------ Dataset ------

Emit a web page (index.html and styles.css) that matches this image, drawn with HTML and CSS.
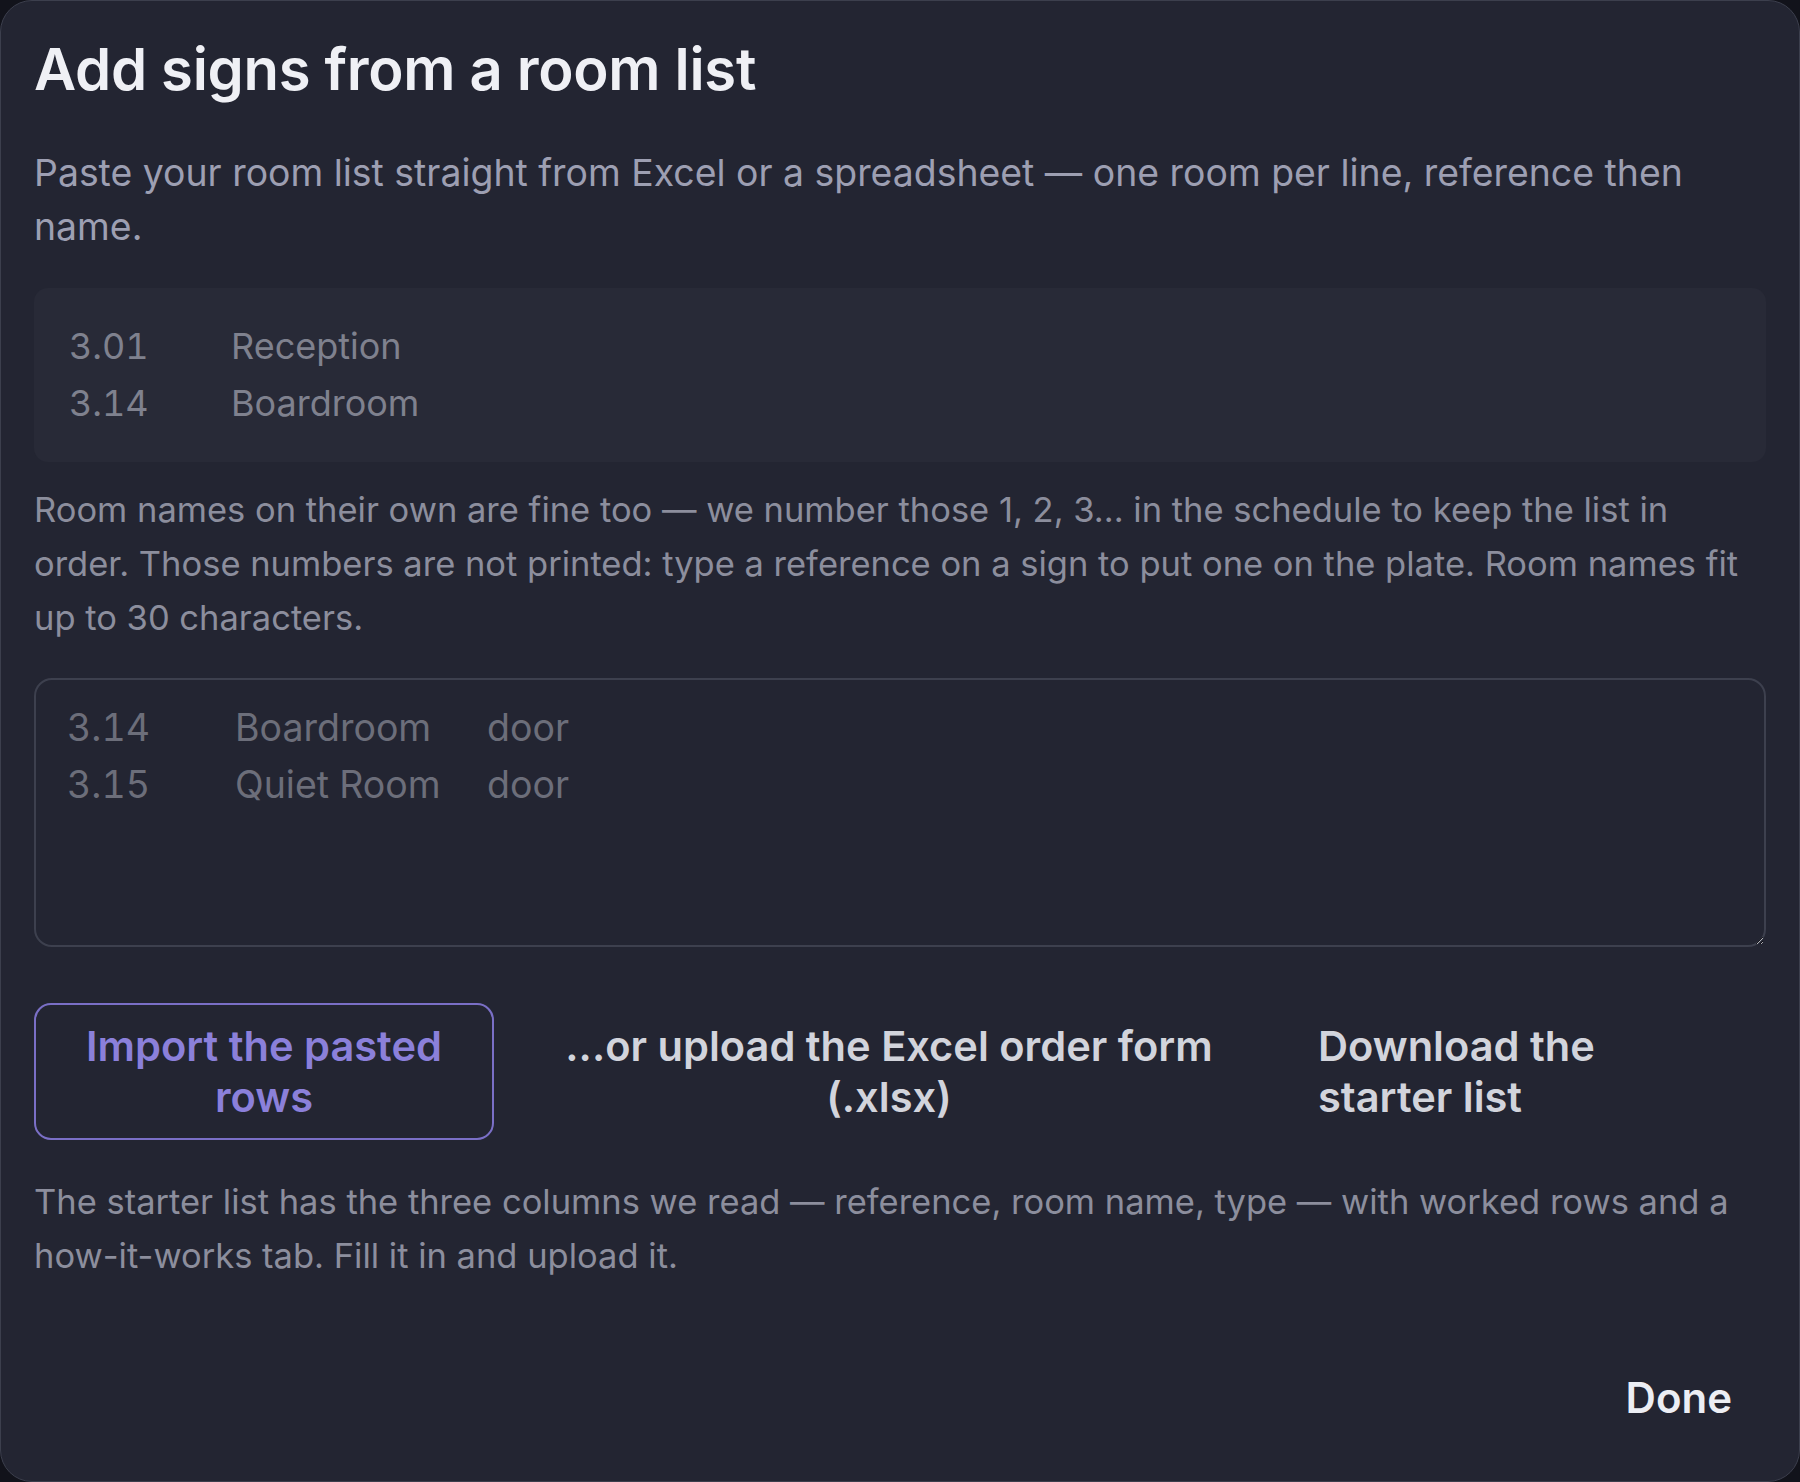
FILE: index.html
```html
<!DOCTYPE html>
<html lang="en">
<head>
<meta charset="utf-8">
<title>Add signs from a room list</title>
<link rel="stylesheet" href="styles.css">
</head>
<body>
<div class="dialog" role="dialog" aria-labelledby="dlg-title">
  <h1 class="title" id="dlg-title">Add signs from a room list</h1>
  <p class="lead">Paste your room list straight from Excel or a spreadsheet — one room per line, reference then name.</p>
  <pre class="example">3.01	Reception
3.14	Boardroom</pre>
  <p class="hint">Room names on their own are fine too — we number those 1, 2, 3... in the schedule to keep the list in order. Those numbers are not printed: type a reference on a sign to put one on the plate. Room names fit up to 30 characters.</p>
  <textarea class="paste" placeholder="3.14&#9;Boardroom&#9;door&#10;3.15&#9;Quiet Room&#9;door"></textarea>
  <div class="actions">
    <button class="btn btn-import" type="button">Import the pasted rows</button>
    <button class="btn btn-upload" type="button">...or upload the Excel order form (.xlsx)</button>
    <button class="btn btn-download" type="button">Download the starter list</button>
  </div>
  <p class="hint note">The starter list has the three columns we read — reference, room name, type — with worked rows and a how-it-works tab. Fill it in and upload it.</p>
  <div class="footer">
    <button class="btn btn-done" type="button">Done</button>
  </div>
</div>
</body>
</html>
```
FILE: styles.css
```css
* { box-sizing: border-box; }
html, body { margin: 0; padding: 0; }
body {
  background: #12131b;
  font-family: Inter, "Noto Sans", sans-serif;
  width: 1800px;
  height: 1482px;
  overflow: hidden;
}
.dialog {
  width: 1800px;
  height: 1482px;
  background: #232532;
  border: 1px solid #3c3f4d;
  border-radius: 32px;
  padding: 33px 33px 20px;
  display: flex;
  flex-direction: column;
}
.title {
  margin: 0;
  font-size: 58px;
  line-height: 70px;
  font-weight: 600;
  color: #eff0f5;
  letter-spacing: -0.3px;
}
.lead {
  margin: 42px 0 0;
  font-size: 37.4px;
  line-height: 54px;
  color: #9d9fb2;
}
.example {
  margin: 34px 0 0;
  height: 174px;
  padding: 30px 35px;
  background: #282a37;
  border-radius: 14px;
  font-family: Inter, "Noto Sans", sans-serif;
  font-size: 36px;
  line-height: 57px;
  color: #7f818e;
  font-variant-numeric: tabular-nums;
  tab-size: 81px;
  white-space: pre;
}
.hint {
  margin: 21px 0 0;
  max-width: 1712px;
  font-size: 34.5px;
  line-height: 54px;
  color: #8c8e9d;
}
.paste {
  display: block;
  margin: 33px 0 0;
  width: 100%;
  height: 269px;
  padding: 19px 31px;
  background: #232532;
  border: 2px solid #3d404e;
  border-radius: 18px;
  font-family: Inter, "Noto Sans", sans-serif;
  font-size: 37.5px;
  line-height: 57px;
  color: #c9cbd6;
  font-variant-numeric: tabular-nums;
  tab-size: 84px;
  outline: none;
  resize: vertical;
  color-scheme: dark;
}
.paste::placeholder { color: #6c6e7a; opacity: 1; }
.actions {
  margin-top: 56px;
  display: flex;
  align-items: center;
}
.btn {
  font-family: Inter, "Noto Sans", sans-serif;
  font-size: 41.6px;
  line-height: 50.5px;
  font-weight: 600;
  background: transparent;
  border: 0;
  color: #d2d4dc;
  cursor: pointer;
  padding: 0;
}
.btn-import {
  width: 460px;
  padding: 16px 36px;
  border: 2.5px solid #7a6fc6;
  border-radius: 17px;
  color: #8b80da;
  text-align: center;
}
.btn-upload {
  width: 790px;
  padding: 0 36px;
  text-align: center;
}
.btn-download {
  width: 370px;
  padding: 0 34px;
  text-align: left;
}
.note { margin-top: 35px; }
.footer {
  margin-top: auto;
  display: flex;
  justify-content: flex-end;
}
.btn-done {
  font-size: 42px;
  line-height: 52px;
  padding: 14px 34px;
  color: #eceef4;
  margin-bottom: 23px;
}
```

------
------ Dataset ------

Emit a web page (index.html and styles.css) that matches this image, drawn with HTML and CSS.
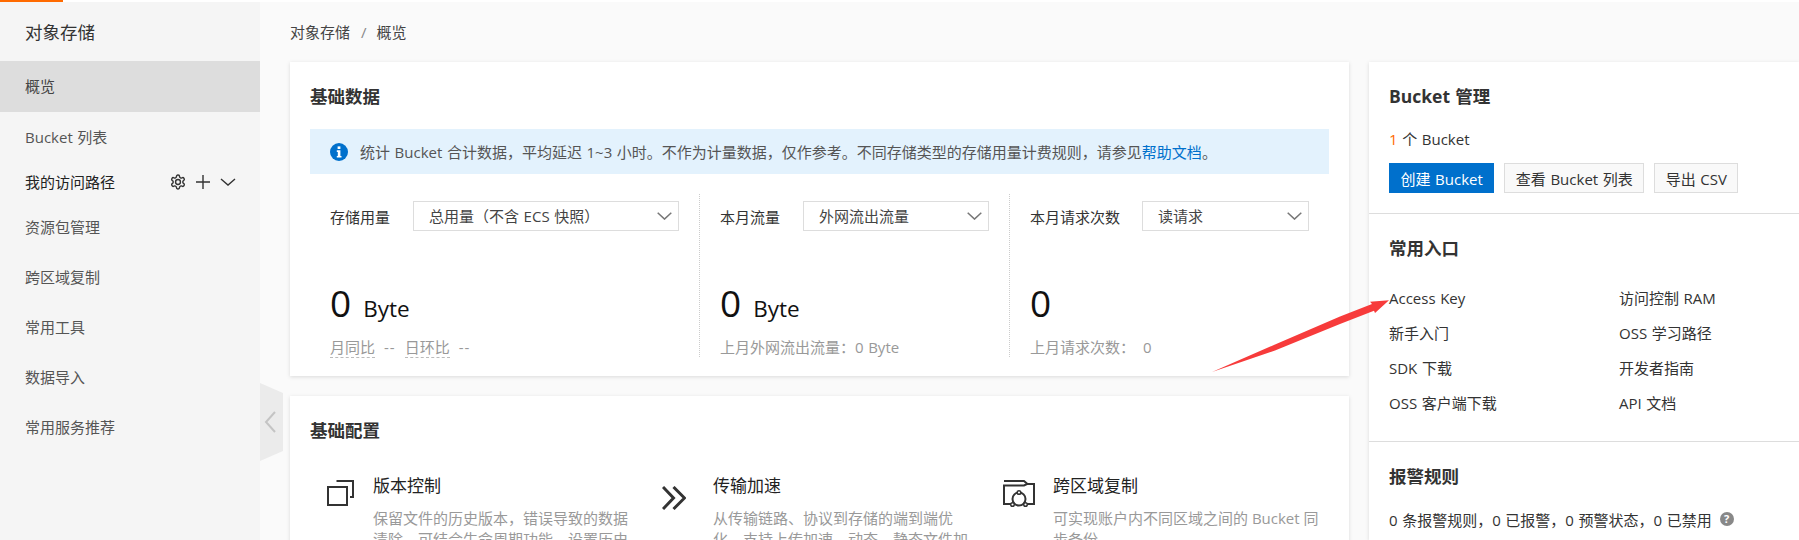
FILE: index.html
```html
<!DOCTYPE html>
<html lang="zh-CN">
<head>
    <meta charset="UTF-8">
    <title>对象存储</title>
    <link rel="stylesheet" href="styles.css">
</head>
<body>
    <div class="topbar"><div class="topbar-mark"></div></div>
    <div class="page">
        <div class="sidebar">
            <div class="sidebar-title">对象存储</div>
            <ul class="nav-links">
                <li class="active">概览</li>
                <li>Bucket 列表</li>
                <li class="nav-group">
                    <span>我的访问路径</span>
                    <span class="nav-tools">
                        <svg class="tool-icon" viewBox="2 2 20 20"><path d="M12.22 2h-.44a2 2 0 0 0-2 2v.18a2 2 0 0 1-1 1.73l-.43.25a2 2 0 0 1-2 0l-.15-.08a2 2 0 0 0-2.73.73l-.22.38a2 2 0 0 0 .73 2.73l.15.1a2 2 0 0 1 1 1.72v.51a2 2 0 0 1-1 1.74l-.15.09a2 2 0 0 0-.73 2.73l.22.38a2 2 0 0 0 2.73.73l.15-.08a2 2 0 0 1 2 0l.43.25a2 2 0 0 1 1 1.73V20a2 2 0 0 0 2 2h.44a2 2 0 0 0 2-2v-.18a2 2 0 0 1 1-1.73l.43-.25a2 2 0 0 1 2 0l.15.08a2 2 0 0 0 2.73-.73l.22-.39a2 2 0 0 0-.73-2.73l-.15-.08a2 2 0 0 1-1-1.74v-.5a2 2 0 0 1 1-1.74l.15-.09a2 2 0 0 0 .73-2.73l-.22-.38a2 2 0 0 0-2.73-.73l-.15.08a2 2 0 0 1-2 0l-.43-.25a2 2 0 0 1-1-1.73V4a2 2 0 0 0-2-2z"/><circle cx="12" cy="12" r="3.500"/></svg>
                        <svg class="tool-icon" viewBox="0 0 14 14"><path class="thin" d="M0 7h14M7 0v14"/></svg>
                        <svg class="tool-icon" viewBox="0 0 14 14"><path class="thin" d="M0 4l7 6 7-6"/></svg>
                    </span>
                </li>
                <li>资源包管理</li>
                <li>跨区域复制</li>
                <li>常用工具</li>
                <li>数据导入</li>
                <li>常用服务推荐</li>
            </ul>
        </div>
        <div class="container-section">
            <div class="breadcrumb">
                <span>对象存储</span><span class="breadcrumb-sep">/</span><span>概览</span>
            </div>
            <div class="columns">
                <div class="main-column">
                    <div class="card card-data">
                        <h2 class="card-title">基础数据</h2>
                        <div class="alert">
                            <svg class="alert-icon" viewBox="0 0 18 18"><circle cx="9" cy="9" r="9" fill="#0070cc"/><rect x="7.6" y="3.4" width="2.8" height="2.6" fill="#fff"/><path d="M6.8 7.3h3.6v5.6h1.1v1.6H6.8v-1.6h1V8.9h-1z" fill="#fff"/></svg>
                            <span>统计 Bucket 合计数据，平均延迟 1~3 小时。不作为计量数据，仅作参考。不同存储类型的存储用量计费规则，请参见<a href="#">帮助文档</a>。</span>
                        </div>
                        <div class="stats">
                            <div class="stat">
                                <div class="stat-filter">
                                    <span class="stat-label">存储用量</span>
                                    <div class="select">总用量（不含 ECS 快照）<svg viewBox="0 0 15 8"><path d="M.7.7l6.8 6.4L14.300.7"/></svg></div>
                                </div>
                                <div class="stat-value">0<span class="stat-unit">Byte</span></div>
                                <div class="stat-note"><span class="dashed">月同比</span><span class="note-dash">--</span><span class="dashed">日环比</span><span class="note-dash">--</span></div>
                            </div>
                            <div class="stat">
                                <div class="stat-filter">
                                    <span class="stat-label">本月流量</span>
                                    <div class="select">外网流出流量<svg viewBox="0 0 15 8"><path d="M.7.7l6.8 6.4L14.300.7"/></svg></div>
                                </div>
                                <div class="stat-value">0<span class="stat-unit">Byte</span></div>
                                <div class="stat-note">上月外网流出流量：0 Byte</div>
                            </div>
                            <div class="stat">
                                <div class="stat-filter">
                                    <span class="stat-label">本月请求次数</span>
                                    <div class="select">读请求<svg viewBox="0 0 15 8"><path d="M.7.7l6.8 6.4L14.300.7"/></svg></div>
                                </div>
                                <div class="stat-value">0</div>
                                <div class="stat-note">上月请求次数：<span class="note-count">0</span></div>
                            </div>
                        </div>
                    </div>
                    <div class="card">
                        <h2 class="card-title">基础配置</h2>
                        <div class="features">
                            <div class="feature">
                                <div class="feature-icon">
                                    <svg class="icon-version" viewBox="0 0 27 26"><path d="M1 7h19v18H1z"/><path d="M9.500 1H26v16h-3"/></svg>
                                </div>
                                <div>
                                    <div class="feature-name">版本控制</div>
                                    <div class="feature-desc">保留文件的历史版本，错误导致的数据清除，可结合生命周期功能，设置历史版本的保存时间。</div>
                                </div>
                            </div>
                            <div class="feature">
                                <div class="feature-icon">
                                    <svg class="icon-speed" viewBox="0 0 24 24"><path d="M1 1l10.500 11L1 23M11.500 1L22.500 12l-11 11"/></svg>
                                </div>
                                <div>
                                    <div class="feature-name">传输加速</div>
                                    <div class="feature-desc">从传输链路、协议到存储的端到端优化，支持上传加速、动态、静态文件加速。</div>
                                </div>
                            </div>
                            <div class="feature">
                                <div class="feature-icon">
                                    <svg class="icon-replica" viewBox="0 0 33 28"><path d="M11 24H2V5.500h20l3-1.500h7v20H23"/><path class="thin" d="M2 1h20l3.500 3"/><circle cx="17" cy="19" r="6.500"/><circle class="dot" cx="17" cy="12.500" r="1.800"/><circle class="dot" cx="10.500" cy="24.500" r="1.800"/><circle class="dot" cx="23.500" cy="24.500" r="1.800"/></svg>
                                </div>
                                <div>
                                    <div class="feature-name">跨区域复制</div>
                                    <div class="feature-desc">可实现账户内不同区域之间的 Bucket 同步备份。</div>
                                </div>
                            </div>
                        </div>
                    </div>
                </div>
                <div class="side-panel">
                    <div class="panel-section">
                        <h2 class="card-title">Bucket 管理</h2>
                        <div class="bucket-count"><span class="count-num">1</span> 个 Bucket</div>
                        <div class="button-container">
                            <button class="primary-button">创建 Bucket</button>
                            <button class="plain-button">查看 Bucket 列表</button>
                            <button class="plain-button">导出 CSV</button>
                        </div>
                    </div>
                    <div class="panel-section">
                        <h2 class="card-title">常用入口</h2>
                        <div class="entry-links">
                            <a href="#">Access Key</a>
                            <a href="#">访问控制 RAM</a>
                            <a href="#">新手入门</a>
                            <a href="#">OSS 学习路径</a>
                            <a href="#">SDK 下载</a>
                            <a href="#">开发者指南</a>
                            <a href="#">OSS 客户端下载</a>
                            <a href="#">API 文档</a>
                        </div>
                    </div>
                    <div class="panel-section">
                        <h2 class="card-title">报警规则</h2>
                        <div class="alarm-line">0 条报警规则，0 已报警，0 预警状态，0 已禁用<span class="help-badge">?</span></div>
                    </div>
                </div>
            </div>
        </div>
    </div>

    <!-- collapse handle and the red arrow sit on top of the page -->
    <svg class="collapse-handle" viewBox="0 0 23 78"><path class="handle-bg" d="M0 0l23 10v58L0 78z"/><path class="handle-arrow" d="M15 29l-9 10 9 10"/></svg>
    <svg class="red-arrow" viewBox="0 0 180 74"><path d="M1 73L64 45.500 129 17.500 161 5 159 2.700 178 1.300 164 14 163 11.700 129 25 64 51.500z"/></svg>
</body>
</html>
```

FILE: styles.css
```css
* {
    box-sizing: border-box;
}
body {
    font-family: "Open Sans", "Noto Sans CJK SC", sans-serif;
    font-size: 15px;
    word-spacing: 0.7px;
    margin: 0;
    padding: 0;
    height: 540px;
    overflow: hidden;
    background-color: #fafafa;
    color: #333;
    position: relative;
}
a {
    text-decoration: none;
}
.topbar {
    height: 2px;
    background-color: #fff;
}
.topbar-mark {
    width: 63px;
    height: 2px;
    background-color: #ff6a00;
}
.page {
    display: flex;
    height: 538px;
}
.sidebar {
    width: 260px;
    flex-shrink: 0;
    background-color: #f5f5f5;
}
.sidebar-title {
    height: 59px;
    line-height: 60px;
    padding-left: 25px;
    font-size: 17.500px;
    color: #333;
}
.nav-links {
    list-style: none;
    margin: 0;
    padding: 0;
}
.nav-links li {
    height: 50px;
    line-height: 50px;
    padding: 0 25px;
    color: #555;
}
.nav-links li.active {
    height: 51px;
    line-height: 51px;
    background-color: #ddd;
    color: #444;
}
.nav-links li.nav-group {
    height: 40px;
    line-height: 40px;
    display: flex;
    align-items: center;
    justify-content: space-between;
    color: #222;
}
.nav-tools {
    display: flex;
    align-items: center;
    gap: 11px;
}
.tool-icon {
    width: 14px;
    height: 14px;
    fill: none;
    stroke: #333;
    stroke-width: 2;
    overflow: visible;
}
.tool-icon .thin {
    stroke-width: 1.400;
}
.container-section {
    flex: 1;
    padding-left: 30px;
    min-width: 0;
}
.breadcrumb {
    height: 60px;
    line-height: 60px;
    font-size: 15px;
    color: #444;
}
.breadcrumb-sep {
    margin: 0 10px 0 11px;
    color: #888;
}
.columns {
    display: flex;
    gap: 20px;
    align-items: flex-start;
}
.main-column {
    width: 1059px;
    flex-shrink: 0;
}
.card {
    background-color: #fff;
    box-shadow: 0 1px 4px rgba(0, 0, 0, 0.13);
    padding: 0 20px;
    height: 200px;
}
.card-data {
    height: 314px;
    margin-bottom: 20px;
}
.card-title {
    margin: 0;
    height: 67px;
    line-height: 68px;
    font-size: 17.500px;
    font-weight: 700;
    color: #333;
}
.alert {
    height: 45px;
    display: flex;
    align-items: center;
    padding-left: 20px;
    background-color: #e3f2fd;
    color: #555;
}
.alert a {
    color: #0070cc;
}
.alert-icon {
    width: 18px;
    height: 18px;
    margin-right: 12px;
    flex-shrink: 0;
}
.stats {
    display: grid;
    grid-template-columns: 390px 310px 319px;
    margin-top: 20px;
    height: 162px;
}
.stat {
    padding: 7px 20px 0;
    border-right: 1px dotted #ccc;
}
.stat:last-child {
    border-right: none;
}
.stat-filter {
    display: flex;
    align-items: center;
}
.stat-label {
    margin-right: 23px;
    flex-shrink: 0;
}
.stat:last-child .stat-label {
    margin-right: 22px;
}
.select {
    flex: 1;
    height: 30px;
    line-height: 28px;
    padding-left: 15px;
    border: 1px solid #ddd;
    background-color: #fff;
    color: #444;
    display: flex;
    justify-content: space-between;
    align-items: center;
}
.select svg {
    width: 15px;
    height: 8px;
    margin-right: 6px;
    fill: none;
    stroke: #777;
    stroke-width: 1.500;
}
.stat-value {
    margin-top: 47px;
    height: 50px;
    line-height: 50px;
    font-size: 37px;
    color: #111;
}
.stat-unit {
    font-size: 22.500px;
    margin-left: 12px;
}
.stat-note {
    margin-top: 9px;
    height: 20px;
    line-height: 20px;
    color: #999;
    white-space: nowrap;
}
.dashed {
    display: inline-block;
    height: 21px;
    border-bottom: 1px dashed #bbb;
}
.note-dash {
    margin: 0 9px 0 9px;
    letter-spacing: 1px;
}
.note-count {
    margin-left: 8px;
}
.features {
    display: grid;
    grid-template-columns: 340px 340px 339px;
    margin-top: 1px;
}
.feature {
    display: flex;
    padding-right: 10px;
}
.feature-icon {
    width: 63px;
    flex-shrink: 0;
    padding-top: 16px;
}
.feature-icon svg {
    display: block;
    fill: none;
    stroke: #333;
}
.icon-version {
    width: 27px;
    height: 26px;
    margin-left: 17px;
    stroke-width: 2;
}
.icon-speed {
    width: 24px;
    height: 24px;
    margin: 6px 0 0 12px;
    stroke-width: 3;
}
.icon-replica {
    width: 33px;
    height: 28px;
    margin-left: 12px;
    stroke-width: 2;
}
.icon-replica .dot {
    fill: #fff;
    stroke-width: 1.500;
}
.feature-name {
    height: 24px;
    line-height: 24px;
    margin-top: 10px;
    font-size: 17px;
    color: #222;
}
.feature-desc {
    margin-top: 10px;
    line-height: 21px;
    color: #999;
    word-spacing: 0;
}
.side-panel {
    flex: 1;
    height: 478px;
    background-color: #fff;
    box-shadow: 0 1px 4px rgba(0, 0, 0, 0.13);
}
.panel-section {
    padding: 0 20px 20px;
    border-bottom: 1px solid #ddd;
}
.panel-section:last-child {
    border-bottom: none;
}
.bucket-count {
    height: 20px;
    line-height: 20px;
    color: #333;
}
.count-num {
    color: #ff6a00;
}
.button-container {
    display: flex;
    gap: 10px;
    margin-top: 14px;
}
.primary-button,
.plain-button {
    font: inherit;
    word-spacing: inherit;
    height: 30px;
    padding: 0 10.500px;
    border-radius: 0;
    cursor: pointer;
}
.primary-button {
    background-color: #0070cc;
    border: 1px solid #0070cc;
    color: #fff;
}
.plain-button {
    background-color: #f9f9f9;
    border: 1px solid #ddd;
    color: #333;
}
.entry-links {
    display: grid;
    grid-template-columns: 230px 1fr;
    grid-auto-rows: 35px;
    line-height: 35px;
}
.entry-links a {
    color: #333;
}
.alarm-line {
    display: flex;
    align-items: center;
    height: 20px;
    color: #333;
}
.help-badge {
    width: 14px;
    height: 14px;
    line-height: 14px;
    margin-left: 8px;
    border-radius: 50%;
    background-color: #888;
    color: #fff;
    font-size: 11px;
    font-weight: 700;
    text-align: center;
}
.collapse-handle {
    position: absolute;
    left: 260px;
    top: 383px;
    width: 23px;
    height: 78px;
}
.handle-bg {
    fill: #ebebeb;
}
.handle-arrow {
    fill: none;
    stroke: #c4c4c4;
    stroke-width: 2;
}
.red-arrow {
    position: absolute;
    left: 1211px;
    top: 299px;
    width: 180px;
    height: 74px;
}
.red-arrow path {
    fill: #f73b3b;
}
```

------

Task to complete: Tally the lines containing "page". Provide the number without any other words.

Result of the task: 5